Step 5: Layer Lighting (Most People Skip This Entirely)
A room designed entirely under overhead lighting is a room that will always feel flat. Professional designers think in three layers of light:
- Ambient lighting — General illumination. Overhead fixtures, recessed lighting.
- Task lighting — Functional light for specific activities. Reading lamps, under-cabinet lights.
- Accent lighting — Decorative light that creates depth. Picture lights, sconces, and LED strips.
Rule of thumb: Every room should have at least one light source in each of the three layers. Use dimmers wherever possible. The ability to control light intensity is more valuable than the fixture itself.
Step 6: Apply Scale and Proportion Principles
Scale refers to the size of an object relative to the room. Proportion refers to the size relationship between objects. Violating these principles is the most common reason a room feels wrong, even when individual pieces are beautiful.
Critical rules:
- Artwork should be 2/3 to 3/4 the width of the furniture it hangs above
- A rug should extend at least 6 to 8 inches beyond the sofa on each side
- Ceiling height determines maximum furniture height — tall rooms need taller furniture
- Leave 18 inches of walkway clearance between any two pieces of furniture
Step 7: Add Texture and Pattern in Controlled Layers
Once your anchor furniture is placed and your colour palette is locked, texture becomes your most powerful remaining tool. It is what separates a designed room from a furnished room.
Target at least 5 different textures per room:
- Hard (wood, metal, glass, ceramic)
- Soft (fabric, velvet, bouclé, linen)
- Natural (rattan, jute, linen, stone)
- Reflective (mirrors, metallic accents, lacquered surfaces)
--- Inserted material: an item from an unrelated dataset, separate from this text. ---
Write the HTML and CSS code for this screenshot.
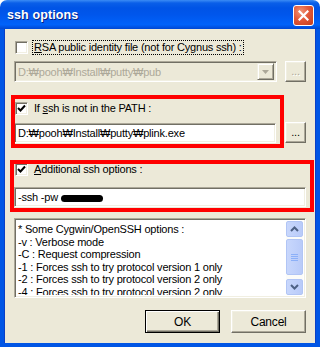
FILE: index.html
```html
<!DOCTYPE html>
<html lang="en">
<head>
    <meta charset="UTF-8">
    <title>ssh options</title>
    <link rel="stylesheet" href="styles.css">
</head>
<body>
    <div class="window">
        <div class="titlebar">
            <span class="title">ssh options</span>
            <span class="close">
                <svg width="11" height="11" viewBox="0 0 11 11"><path d="M1.5 1.5 L9.5 9.5 M9.5 1.5 L1.5 9.5" stroke="#fff" stroke-width="2.2" stroke-linecap="square"/></svg>
            </span>
        </div>

        <div class="client">
            <div class="check-row row-rsa">
                <span class="checkbox"></span>
                <span class="label focus"><u>R</u>SA public identity file (not for Cygnus ssh) :</span>
            </div>
            <div class="field-row row-pub">
                <div class="combo">
                    <span class="field-text">D:₩pooh₩Install₩putty₩pub</span>
                    <span class="combo-btn">
                        <svg width="7" height="4" viewBox="0 0 7 4"><path d="M0 0 H7 L3.5 4 Z" fill="#aca899"/></svg>
                    </span>
                </div>
                <span class="btn browse disabled">...</span>
            </div>

            <div class="check-row row-path">
                <span class="checkbox checked">
                    <svg width="9" height="9" viewBox="0 0 9 9"><path d="M1 4 L3.5 6.5 L8 1.5" fill="none" stroke="#000" stroke-width="2"/></svg>
                </span>
                <span class="label">If <u>s</u>sh is not in the PATH :</span>
            </div>
            <div class="field-row row-plink">
                <div class="textbox plink">
                    <span class="field-text">D:₩pooh₩Install₩putty₩plink.exe</span>
                </div>
                <span class="btn browse">...</span>
            </div>

            <div class="check-row row-opts">
                <span class="checkbox checked">
                    <svg width="9" height="9" viewBox="0 0 9 9"><path d="M1 4 L3.5 6.5 L8 1.5" fill="none" stroke="#000" stroke-width="2"/></svg>
                </span>
                <span class="label"><u>A</u>dditional ssh options :</span>
            </div>
            <div class="textbox opts">
                <span class="field-text">-ssh -pw <span class="hidden-pw"></span></span>
            </div>

            <div class="listbox">
                <div class="list-lines">
                    <div>* Some Cygwin/OpenSSH options :</div>
                    <div>-v : Verbose mode</div>
                    <div>-C : Request compression</div>
                    <div>-1 : Forces ssh to try protocol version 1 only</div>
                    <div>-2 : Forces ssh to try protocol version 2 only</div>
                    <div>-4 : Forces ssh to try protocol version 2 only</div>
                </div>
                <div class="scrollbar">
                    <span class="sb-btn">
                        <svg width="9" height="6" viewBox="0 0 9 6"><path d="M1 5 L4.5 1.5 L8 5" fill="none" stroke="#4d6185" stroke-width="2"/></svg>
                    </span>
                    <span class="sb-thumb">
                        <svg width="7" height="8" viewBox="0 0 7 8"><path d="M0 1.5 H7 M0 3.5 H7 M0 5.5 H7 M0 7.5 H7" stroke="#8cb0f8" stroke-width="1"/></svg>
                    </span>
                    <span class="sb-btn down">
                        <svg width="9" height="6" viewBox="0 0 9 6"><path d="M1 1 L4.5 4.5 L8 1" fill="none" stroke="#4d6185" stroke-width="2"/></svg>
                    </span>
                </div>
            </div>

            <div class="actions">
                <span class="btn push default">OK</span>
                <span class="btn push">Cancel</span>
            </div>

            <!-- red annotation boxes drawn over the dialog -->
            <div class="mark mark-path"></div>
            <div class="mark mark-opts"></div>
        </div>
    </div>
</body>
</html>
```

FILE: styles.css
```css
* { box-sizing: border-box; margin: 0; padding: 0; }
body {
    background: #fff;
    font-family: "Liberation Sans", Arial, "DejaVu Sans", sans-serif;
    font-size: 11px;
    letter-spacing: -0.2px;
    color: #000;
}
.window {
    width: 320px;
    height: 347px;
    display: flex;
    flex-direction: column;
}
.titlebar {
    height: 29px;
    display: flex;
    align-items: center;
    justify-content: space-between;
    padding: 0 6px 0 7px;
    border-radius: 7px 7px 0 0;
    background: linear-gradient(to bottom, #3b8cf5 0, #0a5fe8 3px, #0054e6 8px, #0056ec 50%, #0062fa 85%, #0047d2 100%);
}
.title {
    color: #fff;
    font-family: "Liberation Sans", Arial, sans-serif;
    font-weight: bold;
    font-size: 12.5px;
    letter-spacing: 0.1px;
    text-shadow: 1px 1px #0a1f7c;
    margin-top: 1px;
}
.close {
    width: 21px;
    height: 21px;
    border: 1px solid #fff;
    border-radius: 3px;
    background: radial-gradient(circle at 35% 30%, #f09577 0, #e2593a 45%, #c43d1c 100%);
    display: flex;
    align-items: center;
    justify-content: center;
    margin-top: 2px;
}
.client {
    position: relative;
    flex: 1;
    background: #ece9d8;
    border: 4px solid #0055e5;
    border-top: none;
    box-shadow: inset 1px 0 #0a3fc6, inset -1px 0 #0a3fc6;
    padding: 10px 10px 0 7px;
    display: flex;
    flex-direction: column;
}
.check-row {
    height: 17px;
    display: flex;
    align-items: center;
    padding-left: 4px;
}
.checkbox {
    width: 13px;
    height: 13px;
    background: #fff;
    border-top: 1px solid #aca899;
    border-left: 1px solid #aca899;
    border-right: 1px solid #fff;
    border-bottom: 1px solid #fff;
    box-shadow: inset 1px 1px #716f64, inset -1px -1px #f1efe2;
    display: flex;
    align-items: center;
    justify-content: center;
    margin-right: 4px;
}
.label {
    padding: 1px 2px;
    line-height: 13px;
    white-space: nowrap;
}
.label.focus {
    outline: 1px dotted #000;
    outline-offset: -1px;
}
.row-path { margin-top: 18px; }
.row-opts { margin-top: 18px; }
.field-row {
    display: flex;
    justify-content: space-between;
    padding-left: 3px;
}
.row-pub { margin-top: 5px; }
.row-plink { margin-top: 5px; }
.combo, .textbox, .listbox {
    border-top: 1px solid #aca899;
    border-left: 1px solid #aca899;
    border-right: 1px solid #fff;
    border-bottom: 1px solid #fff;
    box-shadow: inset 1px 1px #716f64, inset -1px -1px #f1efe2;
    background: #fff;
}
.combo {
    width: 263px;
    height: 21px;
    display: flex;
    align-items: center;
    justify-content: space-between;
    background: #ece9d8;
    color: #aca899;
    padding: 0 2px 0 3px;
}
.combo-btn {
    width: 17px;
    height: 17px;
    border-top: 1px solid #f1efe2;
    border-left: 1px solid #f1efe2;
    border-right: 1px solid #716f64;
    border-bottom: 1px solid #716f64;
    box-shadow: inset 1px 1px #fff, inset -1px -1px #aca899;
    display: flex;
    align-items: center;
    justify-content: center;
}
.textbox {
    height: 20px;
    display: flex;
    align-items: center;
    padding: 0 3px;
    white-space: nowrap;
}
.textbox.plink {
    width: 262px;
    margin-top: 1px;
}
.textbox.opts {
    width: 292px;
    margin: 9px 0 0 3px;
}
.hidden-pw {
    display: inline-block;
    width: 42px;
    height: 7px;
    background: #000;
    border-radius: 4px;
    vertical-align: middle;
}
.btn {
    display: flex;
    align-items: center;
    justify-content: center;
    background: #ece9d8;
    border-top: 1px solid #fff;
    border-left: 1px solid #fff;
    border-right: 1px solid #716f64;
    border-bottom: 1px solid #716f64;
    box-shadow: inset -1px -1px #aca899, inset 1px 1px #f1efe2;
}
.browse {
    width: 21px;
    height: 21px;
    padding-bottom: 2px;
}
.browse.disabled {
    color: #aca899;
    text-shadow: 1px 1px #fff;
}
.listbox {
    width: 292px;
    height: 80px;
    margin: 11px 0 0 3px;
    padding: 2px;
    display: flex;
    overflow: hidden;
}
.list-lines {
    flex: 1;
    line-height: 12.6px;
    padding: 2px 0 0 1px;
    white-space: nowrap;
    overflow: hidden;
}
.scrollbar {
    width: 17px;
    background: #fcfcf9;
    display: flex;
    flex-direction: column;
    gap: 1px;
}
.sb-btn, .sb-thumb {
    display: flex;
    align-items: center;
    justify-content: center;
    background: linear-gradient(to right, #c8d7fc, #b9cbf9);
    border: 1px solid #b1c5f5;
    border-radius: 2px;
}
.sb-btn { height: 16px; }
.sb-btn.down { margin-top: auto; }
.sb-thumb {
    height: 36px;
    margin-top: 1px;
}
.actions {
    display: flex;
    justify-content: flex-end;
    gap: 11px;
    margin-top: 12px;
}
.push {
    width: 75px;
    height: 23px;
    font-size: 12px;
}
.push.default {
    outline: 1px solid #000;
    outline-offset: -1px;
    border-color: #000;
    box-shadow: inset 1px 1px #fff, inset -1px -1px #716f64, inset -2px -2px #aca899;
}
.mark {
    position: absolute;
    border: 4px solid #f00;
}
.mark-path {
    left: 7px;
    top: 66px;
    width: 273px;
    height: 53px;
}
.mark-opts {
    left: 6px;
    top: 131px;
    width: 304px;
    height: 52px;
}
```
- Living (plants, dried botanicals)
Step 8: Edit Ruthlessly
The final step most people never take. Once everything is placed, remove one item from every surface. Then evaluate. Almost universally, the room looks better.
The edit is the design. Constraint is not a limitation in interior design. It is the tool professionals use to create the sense of intention that makes a space feel finished rather than accumulated.
The Complete Interior Design Process at a Glance
| Step | Action | Key Decision |
| 1 | Audit your space | Measure, photograph, map traffic flow |
| 2 | Define your style | Apply the 60-30-10 style ratio |
| 3 | Build your colour strategy | Choose palette before purchasing furniture |
| 4 | Select your anchor piece | One dominant piece sets all constraints |
| 5 | Layer your lighting | Ambient, task, and accent in every room |
| 6 | Apply scale and proportion | Follow furniture-to-room size rules |
| 7 | Add texture and pattern | Target 5 distinct textures per space |
| 8 | Edit ruthlessly | Remove until the room breathes |
Final Thoughts
Interior design is not about having expensive taste. It is about making intentional decisions in a deliberate sequence. Most rooms fail because the decisions were made in the wrong order, not because the budget was too small or the pieces were wrong.
Start with your style anchor. Then your colour strategy and your anchor piece. Then build outward in layers. Every professional designer on earth is doing some version of this sequence, regardless of the style or budget.
The four style types give you a framework for making decisions faster and with more confidence. Once you know you are designing a Transitional space, every ambiguous choice becomes easier. You have a filter.

Thought to leave you with: If you removed every piece of furniture from your current space today, which of the 4 design styles would the bones of your home naturally support? And how different is that from what you have been trying to create?